Mr. Bell hasn't forgotten, and still accepts, the words of his academy drill instructor: "Look to your left, look to your right — one of you will not make it to retirement."
He also remembers the wisdom that his uncle, a South Bronx firefighter for almost 30 years, shared when he signed up: "Get yourself a knife kit." Those firehouse meals weren't going to cook themselves.
At The Malthouse before the hockey game, Mr. Martinez is brimming with Toledo pride. His green T-shirt, emblazoned with the clover-shaped logo of Toledo Fire Hockey, is barely visible in the dim light, but no matter. He shows Mr. Gould what he's missing out on: Pictures of the recently hosted Solheim Cup, and then his plan for home landscaping.
But the most important picture of himself, a fresh-faced 20-year-old fire academy graduate holding his 1-year-old son Romeo. It was 2001, just after 9/11. Twenty years later, Mr. Martinez is in the fire battalion, and his son is a fresh academy graduate.
Mr. Bell, sitting at another table, leans in.
"Is he on the rig now?" he shouts over the cacophony of music.
"Yeah," Mr. Martinez yells back. "He's on Engine 9 in the South End."

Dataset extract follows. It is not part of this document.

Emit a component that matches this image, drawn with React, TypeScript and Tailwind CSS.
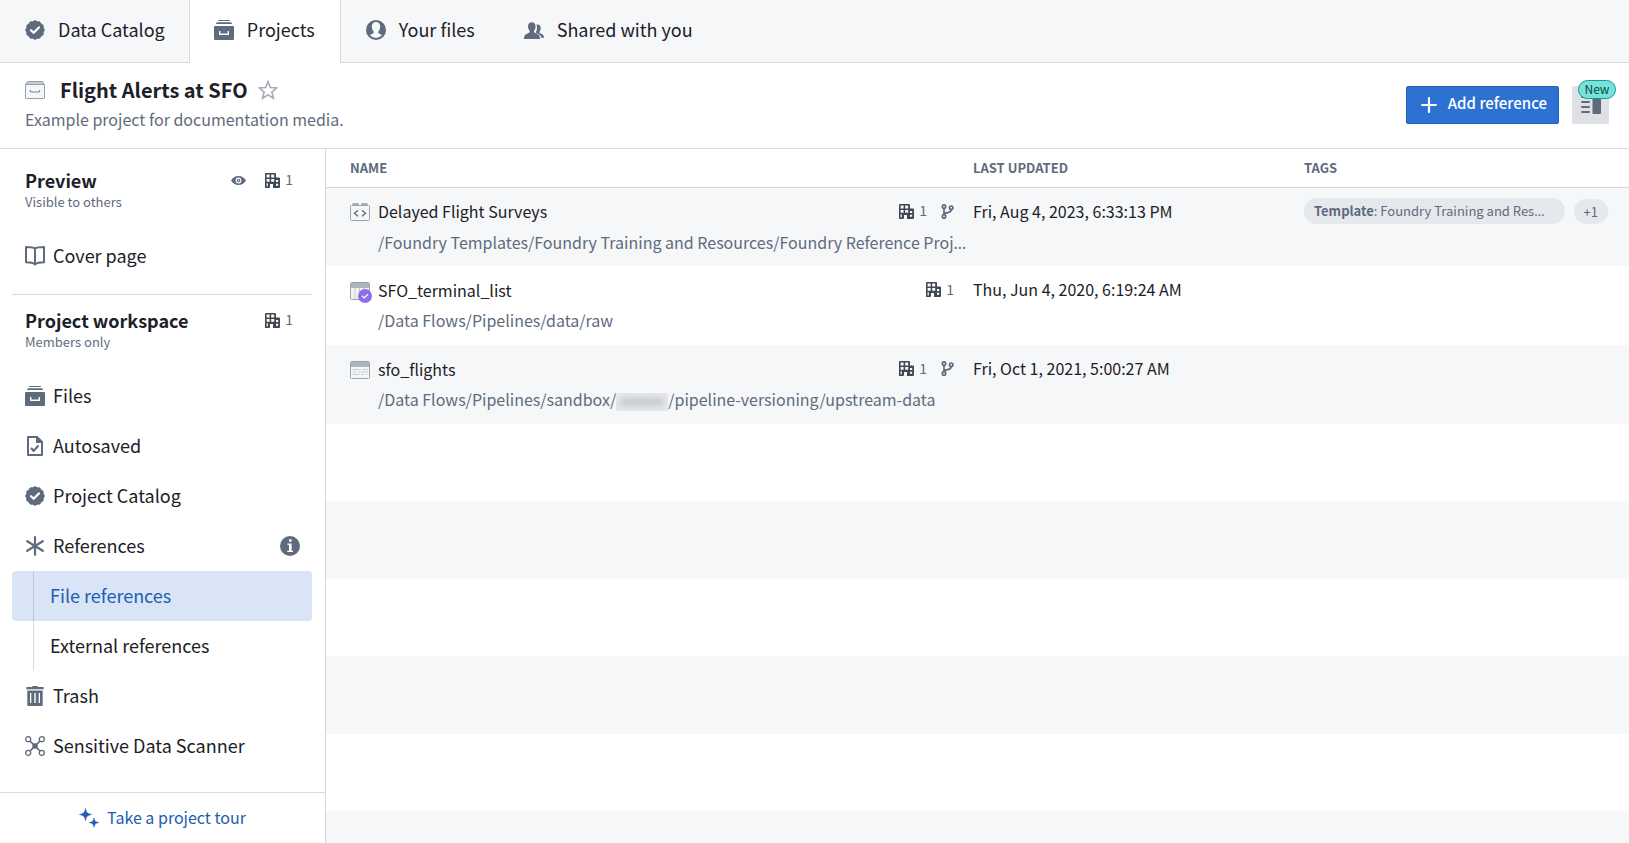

Hearty congratulations of admiration are exchanged. That this profession was a dangerous choice for one's child went without saying
"It's almost as if we hit the repeat button," Mr. Martinez said. "I worry about him every time he goes to work. And I respect that this is a decision he's made, and that he understands it can cost him his health and his life. As long as he's happy, I'm happy."
So he carries on — and so does his little band of brothers and sisters, making plans for what to do on Friday, the eve of Sept. 11. The decision: a tour and taste of Little Italy and Chinatown.
Perhaps the weather took a cue. The next morning, the sun shone brightly above New York.